AFGHANISTAN & WOMEN’S RIGHTS
In October 2011, we launched a new campaign on Afghanistan and women’s human rights that coincided with the 10th anniversary of the military intervention into Afghanistan. Our campaign aim was to ensure the UK government supported Afghan women’s rights in any peace process and that Afghan women meaningfully participated in all peace processes. During the first phase of the campaign, we focused on the Bonn Conference (an international conference to discuss the future of Afghanistan). Activists made over 10,000 hand-made kites and wrote to MPs (over 130 MPs responded). We held an event in Parliament (where an amazing 80 + MPs attended). Afghan women human rights defenders and other international NGOs all joined forces ahead of Bonn, and the result of the campaign was that the
Afghan government’s delegation to Bonn included 11 women and 39 men, which meant women made up 22% of the official delegation. In addition, Afghan women made up 50% of the civil society delegation. This is an improvement from other conferences where women’s participation has been very limited. William Hague also mentioned the need for women’s rights to be protected in any peace process. In 2012, we focused on two major conferences (one in Chicago and one in Tokyo). Following campaigning and lobbying, women were added to the Afghan delegation at the Chicago Conference and women’s right to participate in conflict and post-conflict decision-making was for the first time referenced in the conference communique. At the Tokyo Conference Afghan women made up 50% of the Afghan civil society delegation and the UK government raised women’s rights in its statement to the conference.
Campaign plans for late-2012 and 2013
We have been successful in ensuring that Afghan women could participate at the Bonn, Chicago and Tokyo Conferences and in calling for the UK government to champion women’s rights at international conferences. However,
there is still much more the UK government should be doing to support Afghan women’s rights. We are now expanding the campaign to cover four areas:
1) Ensuring Afghan women can meaningfully participate in peace and reconciliation processes and calling for their rights are protected;
2) Ensuring women’s rights are protected and promoted as security is transferred from international forces to Afghan forces;
3) Ensuring tackling violence against women is a key priority for the Afghan government and its international partners; and
4) Ensuring the work of Afghan women human rights defenders is supported and their rights protected.

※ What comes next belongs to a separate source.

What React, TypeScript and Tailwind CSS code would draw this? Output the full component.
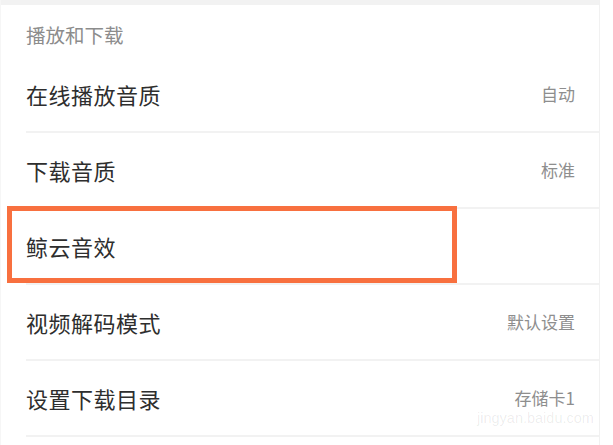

In this campaign mailing we are focusing on this fourth area, supporting the work of Afghan women human rights defenders. We are asking you to take the Write for Rights Action in support of the work of Young Women for Change and also write to the UK Embassy in Kabul to ask them to do more to support the work of women human rights defenders, including the Afghan men and women who work for Young Women for Change.
In March 2013, you will receive another mailing which will focus on the other campaign areas, particularly building on the good work you have already achieved with MPs. As international troops withdraw, as peace is sort with insurgent
groups and as violence against women (including against women human rights defenders) continues at alarmingly high rates and committed with impunity, now is a critical time for the UK government to support Afghan women’s rights.
Solidarity for Young Women for Change (Write for Rights) Young Women for Change (YWC), founded in 2011, is a grassroots feminist movement whose aim is to empower and improve the lives of women across Afghanistan. Their awareness programme of films, courses and sister sessions help women to take a greater part in social and political life. They organised the first ever anti-street harassment march, led a protest asking for justice for women experiencing violence and conducted the first large-scale study of sexual harassment. YWC involves both men and women volunteers, and they set up the first men’s group advocating for women’s rights in Afghanistan. The group has also opened up a women’s internet café in Kabul, and a learning center where men and women teach literacy, language, and computer skills.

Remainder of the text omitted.